Pascaperistiwa tsunami, uroe pantang laot ini ditambah satu waktu lagi yaitu
pada tanggal 26 Desember setiap tahun (Teuku Muttaqin, 2014:27). Dengan
penambahan tersebut, uroe pantang laot menjadi lima waktu.
Dalam
kehidupan masyarakat Aceh secara umum, hari jum’at, secara umum, dipandang
sebagai hari untuk beribadah. Karenanya, hampir semua aktivitas ekonomi tidak
dilaksanakan oleh orang Aceh pada hari tersebut. Petani tidak melakukan
kegiatan bercocok tanam, tukang bangunan tidak bekerja membangun bangunan, dan
nelayan tidak pergi melaut. Jenis pekerjaan ekonomi yang tetap dikerjakana
adalah yang berhubungan langsung dengan pelayanan public, seprti perdagangan
dan pegawai perkantoran.Khusus para nelayan, biasanya mereka telah menambatkan
perahunya sejak hari kamis sore atau malam Jum’at. Sambil menunggu tibanya
waktu shalat Jum’at, adakalanya nelayan memeriksa alat penangkap ikannya,
seperti perahu atau jaring dan memperbaikinya jika ditemukan kerusakan. Setelah
pelaksanaan shalat Jum’at, barulah nelayan dibenarkan memulai aktivitasnya
kembali pergi mencari ikan di laut. Hari Jum’at juga dijadikan oleh para nelayan
sebagai hari pembagian hasil usaha mereka dalam sepekan. Semua anak pukat
(orang yang bekerja di sebuah boat) akan mendapatkan bagi hasil (uang) dari
hasil pekerjaannya selama sepekan.
Hari
raya idul fithri adalah satu dan beberapa calendrical
ritual umat Islam di dunia, sehingga semua umat Islam di dunia merayakan
hari tersebut dengan berbagai macam tradisi. Dalam budaya suku bangsa Aceh,
hari raya idul fithri dipahami sebagai sebuah momen penting dalam siklus
kehidupan individual dan social yang terpantul dalam aneka ekspresi budaya yang
ceria dan bahagia. Kebahagian secara individual bermakna bahwa hari raya idul
fithri merupakan selebrasi atas selesainya setiap individu Muslim melaksanakan
ibadah puasa Ramadhan, manusia kembali kepada fithrah (kesucian), dan kondisi
fithrah ini diekspresikan dalam kepemilikan materi yang serba baru, seperti
pakaian, dekorasi dan perabot rumah, atau minimal dibersihkan agar terlihat
baru. Sementara dalam konteks social, kebahagian idul fithri diekspresikan
dalam aktivitas saling berkunjung antar warga untuk bersalaman sebagai symbol
saling memaafkan. Idul Fithri adalah sebuah momen yang mana seluruh anggota
berkumpul bersama - yang di rantau pulang ke kampung halaman untuk bertemu
sanak saudara – sehingga ikatan kekeluargaan selalu terjalin dengan baik.

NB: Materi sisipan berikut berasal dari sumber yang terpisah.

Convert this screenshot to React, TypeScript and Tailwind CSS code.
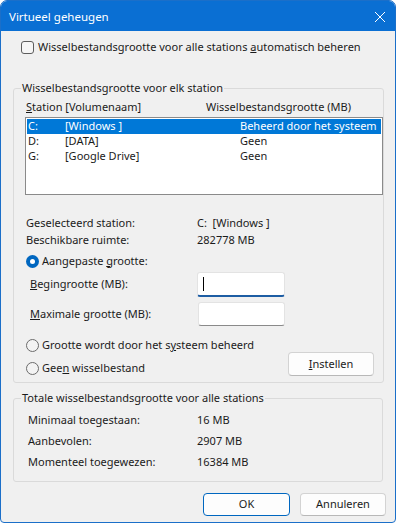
import React from 'react'

const font = "font-['Noto_Sans','Open_Sans',sans-serif]"

function Checkbox() {
  return <span className="w-[13px] h-[13px] rounded-[3px] border border-[#5d5d5d] bg-[#f6f6f6] shrink-0" />
}

function Radio({ checked }: { checked?: boolean }) {
  if (checked) {
    return (
      <span className="w-[13px] h-[13px] rounded-full bg-[#0067c0] flex items-center justify-center shrink-0">
        <span className="w-[5px] h-[5px] rounded-full bg-white" />
      </span>
    )
  }
  return <span className="w-[13px] h-[13px] rounded-full border border-[#6b6b6b] bg-[#f3f3f3] shrink-0" />
}

const drives = [
  { id: 'C:', name: '[Windows ]', size: 'Beheerd door het systeem', selected: true },
  { id: 'D:', name: '[DATA]', size: 'Geen' },
  { id: 'G:', name: '[Google Drive]', size: 'Geen' },
]

export default function App() {
  return (
    <div className={`w-[396px] h-[523px] flex flex-col bg-[#f0f0f0] border border-[#1b6fc9] rounded-t-[7px] rounded-b-[4px] overflow-hidden text-[11px] whitespace-nowrap text-[#1b1b1b] ${font}`}>
      {/* title bar */}
      <div className="h-[30px] shrink-0 bg-[#0a6fd3] flex items-center justify-between pl-[8px] pr-[9px] text-white">
        <span className="text-[11.5px] leading-[16px] mt-[2px]">Virtueel geheugen</span>
        <svg width="12" height="12" viewBox="0 0 12 12" className="mt-[2px]">
          <path d="M1 1 L11 11 M11 1 L1 11" stroke="white" strokeWidth="1" />
        </svg>
      </div>

      <div className="flex flex-col px-[12px] pt-[8px]">
        <div className="h-[16px] flex items-center gap-[4px] pl-[8px]">
          <Checkbox />
          <span>Wisselbestandsgrootte voor alle stations <u>a</u>utomatisch beheren</span>
        </div>

        {/* per station */}
        <fieldset className="mt-[25px] border border-[#dadada] rounded-[3px] pb-[6px]">
          <legend className="ml-[7px] px-[1px] leading-[16px]">Wisselbestandsgrootte voor elk station</legend>
          <div className="flex h-[16px] items-center mt-[3px] pl-[12px]">
            <span className="w-[180px]"><u>S</u>tation [Volumenaam]</span>
            <span>Wisselbestandsgrootte (MB)</span>
          </div>
          <div className="mt-[2px] ml-[11px] w-[358px] h-[78px] bg-white border border-[#8a8a8a] p-[1px]">
            {drives.map(d => (
              <div
                key={d.id}
                className={`h-[15px] flex items-center pl-[1px] ${d.selected ? 'bg-[#0078d7] text-white' : ''}`}
              >
                <span className="w-[37px]">{d.id}</span>
                <span className="w-[175px]">{d.name}</span>
                <span>{d.size}</span>
              </div>
            ))}
          </div>

          <div className="flex h-[16px] items-center mt-[20px] pl-[12px]">
            <span className="w-[171px]">Geselecteerd station:</span>
            <span>C:&nbsp;&nbsp;[Windows ]</span>
          </div>
          <div className="flex h-[16px] items-center mt-[1px] pl-[12px]">
            <span className="w-[171px]">Beschikbare ruimte:</span>
            <span>282778 MB</span>
          </div>

          <div className="flex h-[16px] items-center gap-[3px] mt-[5px] pl-[12px]">
            <Radio checked />
            <span>Aangepaste <u>g</u>rootte:</span>
          </div>

          <div className="flex items-center mt-[3px] pl-[16px]">
            <span className="w-[167px]"><u>B</u>egingrootte (MB):</span>
            <div className="w-[88px] h-[25px] bg-white rounded-[3px] border border-[#e3e3e3] border-b-2 border-b-[#1d5da3] flex items-center pl-[5px]">
              <span className="w-[1px] h-[14px] bg-black" />
            </div>
          </div>
          <div className="flex items-center mt-[5px] pl-[16px]">
            <span className="w-[168px]"><u>M</u>aximale grootte (MB):</span>
            <div className="w-[87px] h-[24px] bg-white rounded-[3px] border border-[#e3e3e3] border-b-[#8a8a8a]" />
          </div>

          <div className="flex items-end justify-between mt-[11px] pl-[12px] pr-[9px]">
            <div className="flex flex-col gap-[7px]">
              <div className="flex h-[16px] items-center gap-[3px]">
                <Radio />
                <span>Grootte wordt door het s<u>y</u>steem beheerd</span>
              </div>
              <div className="flex h-[16px] items-center gap-[3px]">
                <Radio />
                <span>Gee<u>n</u> wisselbestand</span>
              </div>
            </div>
            <button className="w-[86px] h-[24px] bg-[#fdfdfd] border border-[#d3d3d3] border-b-[#b8b8b8] rounded-[4px] flex items-center justify-center">
              <span><u>I</u>nstellen</span>
            </button>
          </div>
        </fieldset>

        {/* totals */}
        <fieldset className="mt-[7px] border border-[#dadada] rounded-[3px] pb-[11px]">
          <legend className="ml-[7px] px-[1px] leading-[16px]">Totale wisselbestandsgrootte voor alle stations</legend>
          {[
            ['Minimaal toegestaan:', '16 MB'],
            ['Aanbevolen:', '2907 MB'],
            ['Momenteel toegewezen:', '16384 MB'],
          ].map(([label, value], i) => (
            <div key={label} className={`flex h-[16px] items-center pl-[14px] ${i === 0 ? 'mt-[6px]' : 'mt-[5px]'}`}>
              <span className="w-[169px]">{label}</span>
              <span>{value}</span>
            </div>
          ))}
        </fieldset>

        <div className="flex justify-end gap-[10px] mt-[11px] mr-[-3px]">
          <button className="w-[87px] h-[23px] bg-[#fdfdfd] border border-[#0067c0] rounded-[4px] flex items-center justify-center">
            OK
          </button>
          <button className="w-[86px] h-[23px] bg-[#fdfdfd] border border-[#d3d3d3] border-b-[#b8b8b8] rounded-[4px] flex items-center justify-center">
            Annuleren
          </button>
        </div>
      </div>
    </div>
  )
}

Karenanya, dapat dipahami bahwa nelayan Aceh memandang bahwa pantang bagi
mereka untuk pergi ke laut pada hari pertama dan dua setelahnya. Dengan
demikian hari pantang meulaot pada idul fithri berlangsung selama tiga hari
(Muttaqin, 2014:29).
Sama
halnya dengan idul fithri, hari raya idul adha juga termasuk hari pantang turun
ke laut bagi nelayan Aceh. Jika pada idul fithri pantang tersebut berlangsung
selama dua hari, di idul adha berlangsung selama empat hari, sesuai dengan
batasan yang disyariatkan agama Islam sebagai hari nahar dan hari tasyri’.
Di Aceh, selebrasi hari idul adha tidak berbeda dengan perayaan hari raya idul
fithri, yang mana anggota masyarakat saling berkunjung dari satu rumah ke rumah
yang lain untuk bersalaman dan memohon maaf, mencicipi makanan yang disediakan.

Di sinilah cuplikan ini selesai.